Even if Brussels were to organise a price cap in a way that buyers could still import above the price but the difference would be covered with subsidies, this still passes on the cost to consumers through the back door. A cap on gas prices could also create risks for financial stability. Clearing houses might respond by increasing collateral requirements for traders, placing additional strain on available credit. Market participants could shift activity toward less regulated and more opaque trading venues, weakening transparency and potentially amplifying volatility. At the same time, uncertainty over how such a cap would be implemented could discourage trading activity and reduce overall market liquidity.
The refill challenge
Europe also faces an urgent need to rebuild gas inventories ahead of next winter, a task that will depend heavily on its ability to attract LNG cargoes in a highly competitive global market. After an unusually cold winter led to heavy withdrawals, storage levels have fallen well below their position at the same time in recent years, leaving the bloc with a steeper refill challenge during the summer injection season.
As of March 14, storage facilities were filled to only 29% of capacity,
Under existing EU rules, member states are required to ensure that storage facilities are at least 90% full by November 1. Achieving that target will require sustained LNG inflows at a time when Asian buyers are also seeking additional supplies to replace disrupted Qatari cargoes. If European prices are artificially suppressed by a cap, the region risks becoming a less attractive destination for flexible LNG shipments, which traders can redirect to whichever market offers the highest netback.
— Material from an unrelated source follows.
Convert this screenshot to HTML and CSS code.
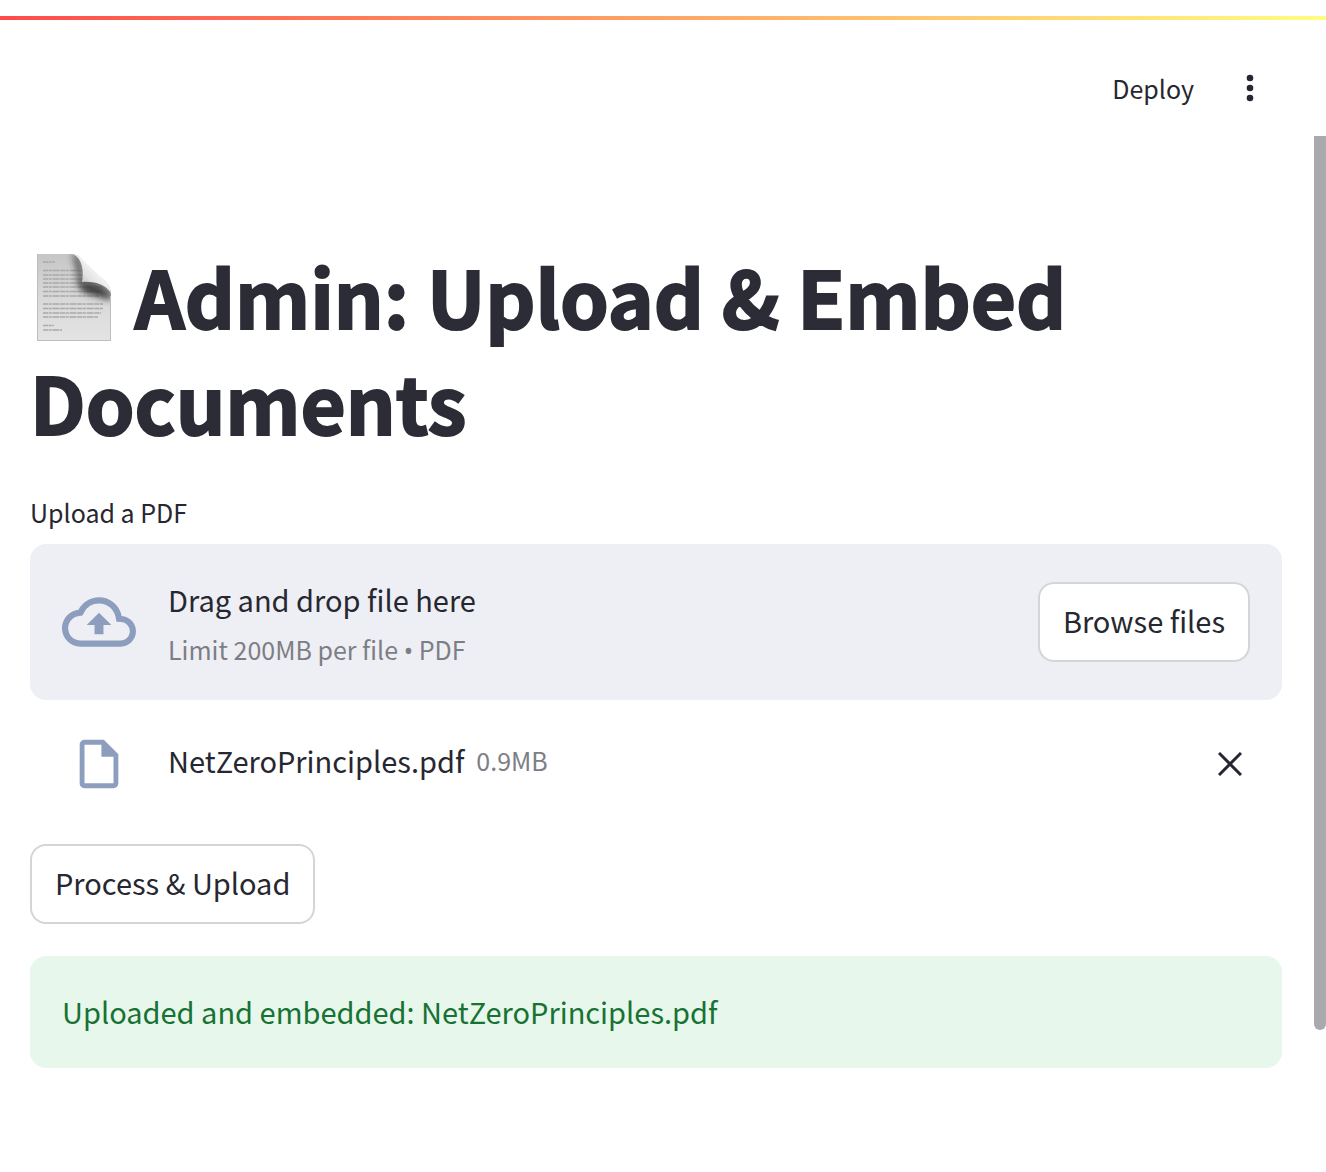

In that scenario, a policy designed to contain energy costs could ultimately undermine Europe’s ability to secure the very gas volumes needed to guarantee supply security next winter. With storage refill already shaping up to be one of the most challenging since the 2022 energy crisis, maintaining strong price signals to attract LNG cargoes may prove just as important as shielding consumers from high energy bills.